+++ Data excerpt

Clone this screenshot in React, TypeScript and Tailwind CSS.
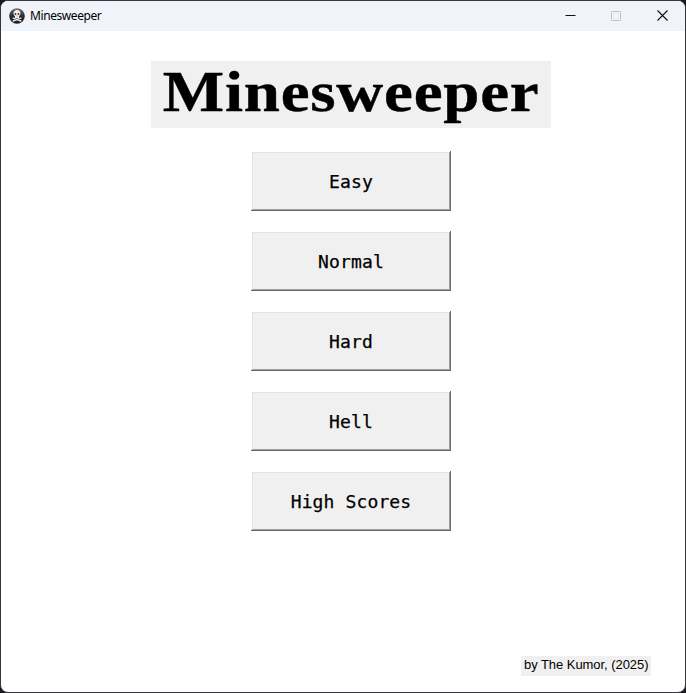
const levels = ['Easy', 'Normal', 'Hard', 'Hell', 'High Scores'];

function SkullIcon() {
  return (
    <svg className="size-4" viewBox="0 0 16 16">
      <defs>
        <linearGradient id="orb" x1="0" y1="0" x2="0" y2="1">
          <stop offset="0" stopColor="#77777a" />
          <stop offset="0.45" stopColor="#303032" />
          <stop offset="1" stopColor="#1c1c1e" />
        </linearGradient>
      </defs>
      <circle cx="8" cy="8" r="7.8" fill="url(#orb)" />
      <path d="M4.2 10.2L11.8 13M11.8 10.2L4.2 13" stroke="#e8e8e8" strokeWidth="1.4" strokeLinecap="round" />
      <path d="M8 2C5.900 2 4.500 3.400 4.500 5.400c0 1.200.5 2 1.400 2.600v1.900h4.200V8c.9-.6 1.400-1.400 1.400-2.600C11.500 3.400 10.100 2 8 2z" fill="#f1f1f1" />
      <circle cx="6.500" cy="6" r="0.9" fill="#29292b" />
      <circle cx="9.500" cy="6" r="0.9" fill="#29292b" />
      <path d="M7.500 8.200L8 7.300L8.500 8.200z" fill="#29292b" />
    </svg>
  );
}

function TitleBar() {
  return (
    <header className="flex h-[30px] shrink-0 items-center bg-[#f0f3fa] pl-2">
      <SkullIcon />
      <span className="ml-[5px] text-[12px] leading-[30px] tracking-[-0.42px] text-black">Minesweeper</span>
      <div className="ml-auto flex text-[#111]">
        <div className="flex w-[45px] justify-center">
          <svg width="11" height="11" viewBox="0 0 11 11"><path d="M.5 4.500h10" stroke="currentColor" /></svg>
        </div>
        <div className="flex w-[46px] justify-center text-[#bfc1c8]">
          <svg width="10" height="11" viewBox="0 0 10 11"><rect x=".5" y=".5" width="9" height="9" rx=".7" fill="none" stroke="currentColor" /></svg>
        </div>
        <div className="flex w-[46px] justify-center">
          <svg className="-translate-y-px" width="11" height="11" viewBox="0 0 11 11"><path d="M.5.5l10 10M10.500.5l-10 10" stroke="currentColor" strokeWidth="1.1" /></svg>
        </div>
      </div>
    </header>
  );
}

export default function App() {
  return (
    <div className="h-[693px] w-[686px] bg-[#1b191b] font-['Noto_Sans',sans-serif]">
      <div className="flex h-full flex-col overflow-hidden rounded-[8px] border border-[#38363a] bg-white">
        <TitleBar />
        <main className="flex flex-1 flex-col items-center pl-4">
          <h1 className="mt-[30px] flex h-[67px] w-[400px] items-start justify-center bg-[#f0f0f0] font-['Liberation_Serif',serif] text-[58px] leading-[62px] font-bold text-black">
            <span className="block scale-x-[1.12] tracking-[0.7px] [-webkit-text-stroke:0.4px_black]">Minesweeper</span>
          </h1>
          <nav className="mt-[23px] flex flex-col gap-5">
            {levels.map((level) => (
              <button
                key={level}
                className="flex h-[60px] w-[200px] items-center justify-center bg-[#f0f0f0] pt-px font-['DejaVu_Sans_Mono',monospace] text-[18px] leading-6 tracking-[0.13px] text-black shadow-[inset_-1px_-1px_#696969,inset_1px_1px_#fff,inset_-2px_-2px_#a0a0a0,inset_2px_2px_#e3e3e3] [-webkit-text-stroke:0.25px_black]"
              >
                {level}
              </button>
            ))}
          </nav>
          <footer className="mt-auto mr-[34px] mb-4 h-5 w-[130px] self-end bg-[#f0f0f0] pl-[3px] font-['Liberation_Sans',sans-serif] text-[13px] leading-[18px] tracking-[-0.05px] whitespace-nowrap text-black">
            by The Kumor, (2025)
          </footer>
        </main>
      </div>
    </div>
  );
}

++++++

* Work to do
Print the data above verbatim from the first line through the line holding "const levels = ['Easy', 'Normal', 'Hard', 'Hell', 'High", leaving every picture out.

* Result for this exercise
Clone this screenshot in React, TypeScript and Tailwind CSS.
const levels = ['Easy', 'Normal', 'Hard', 'Hell', 'High Scores'];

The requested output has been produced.